§ **Data provided**
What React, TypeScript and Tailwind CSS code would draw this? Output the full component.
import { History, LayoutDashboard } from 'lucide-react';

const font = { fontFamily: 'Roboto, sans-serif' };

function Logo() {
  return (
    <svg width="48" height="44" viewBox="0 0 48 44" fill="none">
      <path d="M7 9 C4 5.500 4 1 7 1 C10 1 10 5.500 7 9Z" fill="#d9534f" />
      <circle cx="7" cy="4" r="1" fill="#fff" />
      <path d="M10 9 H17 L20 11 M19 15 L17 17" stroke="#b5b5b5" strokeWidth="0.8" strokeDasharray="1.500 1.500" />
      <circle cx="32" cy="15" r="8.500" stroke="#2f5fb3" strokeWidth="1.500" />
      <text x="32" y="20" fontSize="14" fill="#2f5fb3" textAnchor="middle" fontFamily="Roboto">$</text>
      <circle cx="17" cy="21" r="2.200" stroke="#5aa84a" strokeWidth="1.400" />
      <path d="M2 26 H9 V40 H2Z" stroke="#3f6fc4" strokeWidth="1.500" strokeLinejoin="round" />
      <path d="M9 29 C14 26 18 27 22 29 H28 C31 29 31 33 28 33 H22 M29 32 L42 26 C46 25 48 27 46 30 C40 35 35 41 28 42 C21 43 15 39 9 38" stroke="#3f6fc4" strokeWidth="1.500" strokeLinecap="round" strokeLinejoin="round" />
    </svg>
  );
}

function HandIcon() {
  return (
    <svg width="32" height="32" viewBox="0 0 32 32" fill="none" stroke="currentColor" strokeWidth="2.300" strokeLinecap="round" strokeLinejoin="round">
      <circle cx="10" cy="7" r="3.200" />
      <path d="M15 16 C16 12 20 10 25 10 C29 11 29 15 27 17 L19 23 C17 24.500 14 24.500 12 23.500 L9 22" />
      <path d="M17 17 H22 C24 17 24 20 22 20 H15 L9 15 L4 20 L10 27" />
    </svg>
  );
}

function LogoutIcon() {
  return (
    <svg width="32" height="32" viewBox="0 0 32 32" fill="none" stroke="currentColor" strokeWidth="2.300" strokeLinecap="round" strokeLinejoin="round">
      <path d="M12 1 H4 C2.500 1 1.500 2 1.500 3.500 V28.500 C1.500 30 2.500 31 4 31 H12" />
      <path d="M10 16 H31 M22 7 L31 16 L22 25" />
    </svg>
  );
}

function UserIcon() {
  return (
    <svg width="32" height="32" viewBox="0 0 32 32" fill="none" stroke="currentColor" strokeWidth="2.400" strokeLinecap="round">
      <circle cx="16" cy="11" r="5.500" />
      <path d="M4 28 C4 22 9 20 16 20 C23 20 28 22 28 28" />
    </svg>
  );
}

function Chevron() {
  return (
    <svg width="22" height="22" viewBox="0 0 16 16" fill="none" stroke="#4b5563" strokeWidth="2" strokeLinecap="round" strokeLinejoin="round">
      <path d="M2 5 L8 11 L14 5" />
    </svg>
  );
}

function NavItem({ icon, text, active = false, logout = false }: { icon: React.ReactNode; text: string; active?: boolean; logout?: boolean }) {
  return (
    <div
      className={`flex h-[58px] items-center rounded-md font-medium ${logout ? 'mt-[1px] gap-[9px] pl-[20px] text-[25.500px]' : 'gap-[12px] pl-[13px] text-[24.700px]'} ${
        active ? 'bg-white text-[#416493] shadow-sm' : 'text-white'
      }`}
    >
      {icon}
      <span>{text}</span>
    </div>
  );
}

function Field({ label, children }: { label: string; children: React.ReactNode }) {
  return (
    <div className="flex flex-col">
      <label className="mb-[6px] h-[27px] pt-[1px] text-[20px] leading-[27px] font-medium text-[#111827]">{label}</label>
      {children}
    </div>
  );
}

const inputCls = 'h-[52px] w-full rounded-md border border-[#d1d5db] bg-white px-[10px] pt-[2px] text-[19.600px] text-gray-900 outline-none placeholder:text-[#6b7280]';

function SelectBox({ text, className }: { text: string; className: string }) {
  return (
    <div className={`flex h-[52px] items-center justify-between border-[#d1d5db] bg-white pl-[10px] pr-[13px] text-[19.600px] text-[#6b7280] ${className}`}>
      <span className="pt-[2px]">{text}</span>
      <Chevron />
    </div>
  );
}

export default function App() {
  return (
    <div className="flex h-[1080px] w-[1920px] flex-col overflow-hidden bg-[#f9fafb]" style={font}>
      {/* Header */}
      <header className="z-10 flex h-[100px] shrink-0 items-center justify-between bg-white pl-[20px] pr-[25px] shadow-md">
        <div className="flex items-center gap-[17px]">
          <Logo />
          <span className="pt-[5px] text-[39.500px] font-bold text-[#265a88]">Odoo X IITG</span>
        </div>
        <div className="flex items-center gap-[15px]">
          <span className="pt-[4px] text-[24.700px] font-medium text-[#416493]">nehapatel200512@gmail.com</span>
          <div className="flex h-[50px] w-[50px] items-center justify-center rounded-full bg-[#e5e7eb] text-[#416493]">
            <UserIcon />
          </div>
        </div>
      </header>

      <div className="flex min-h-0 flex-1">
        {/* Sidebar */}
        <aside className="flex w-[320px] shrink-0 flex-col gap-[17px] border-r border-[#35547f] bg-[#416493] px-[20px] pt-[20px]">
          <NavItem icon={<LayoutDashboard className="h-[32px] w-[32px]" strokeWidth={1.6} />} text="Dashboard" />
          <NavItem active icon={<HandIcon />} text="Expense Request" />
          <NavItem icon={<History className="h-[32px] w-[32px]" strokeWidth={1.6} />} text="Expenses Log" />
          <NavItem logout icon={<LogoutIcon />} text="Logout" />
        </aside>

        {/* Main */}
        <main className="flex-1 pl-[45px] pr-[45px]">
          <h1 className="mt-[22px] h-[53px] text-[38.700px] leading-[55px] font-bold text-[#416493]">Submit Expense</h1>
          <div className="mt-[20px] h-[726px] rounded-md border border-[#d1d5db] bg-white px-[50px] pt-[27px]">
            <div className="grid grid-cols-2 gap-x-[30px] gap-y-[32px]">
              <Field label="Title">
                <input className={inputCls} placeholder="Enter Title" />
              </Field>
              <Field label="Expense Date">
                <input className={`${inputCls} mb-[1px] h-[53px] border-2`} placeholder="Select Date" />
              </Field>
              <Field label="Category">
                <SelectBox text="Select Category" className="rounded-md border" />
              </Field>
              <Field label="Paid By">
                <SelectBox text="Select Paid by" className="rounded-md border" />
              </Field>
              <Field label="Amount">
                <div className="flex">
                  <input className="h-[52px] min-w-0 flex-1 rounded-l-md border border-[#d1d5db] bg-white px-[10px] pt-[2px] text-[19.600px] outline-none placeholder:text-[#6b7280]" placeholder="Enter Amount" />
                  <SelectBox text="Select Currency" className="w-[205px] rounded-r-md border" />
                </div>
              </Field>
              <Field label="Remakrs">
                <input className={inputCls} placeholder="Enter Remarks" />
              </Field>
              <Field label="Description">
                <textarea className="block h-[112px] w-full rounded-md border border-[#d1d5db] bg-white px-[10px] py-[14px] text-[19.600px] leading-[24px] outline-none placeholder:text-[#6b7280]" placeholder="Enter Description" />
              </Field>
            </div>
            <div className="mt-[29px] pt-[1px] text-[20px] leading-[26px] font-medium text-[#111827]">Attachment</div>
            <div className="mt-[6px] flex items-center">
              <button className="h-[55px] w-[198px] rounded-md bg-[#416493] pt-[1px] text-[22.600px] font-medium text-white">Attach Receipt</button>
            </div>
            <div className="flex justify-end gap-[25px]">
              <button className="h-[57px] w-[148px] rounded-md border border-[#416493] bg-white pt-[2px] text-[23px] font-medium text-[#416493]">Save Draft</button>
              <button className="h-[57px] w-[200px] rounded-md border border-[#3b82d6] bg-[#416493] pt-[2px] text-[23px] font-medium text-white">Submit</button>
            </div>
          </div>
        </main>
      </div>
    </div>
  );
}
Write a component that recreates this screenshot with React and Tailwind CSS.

§ **Task to complete**
Beginning at the top of the data, please return every line until and including the line containing "fontFamily: 'Roboto, sans-serif'", copied exactly, and nothing past it.

§ **Solution for this exercise**
What React, TypeScript and Tailwind CSS code would draw this? Output the full component.
import { History, LayoutDashboard } from 'lucide-react';

const font = { fontFamily: 'Roboto, sans-serif' };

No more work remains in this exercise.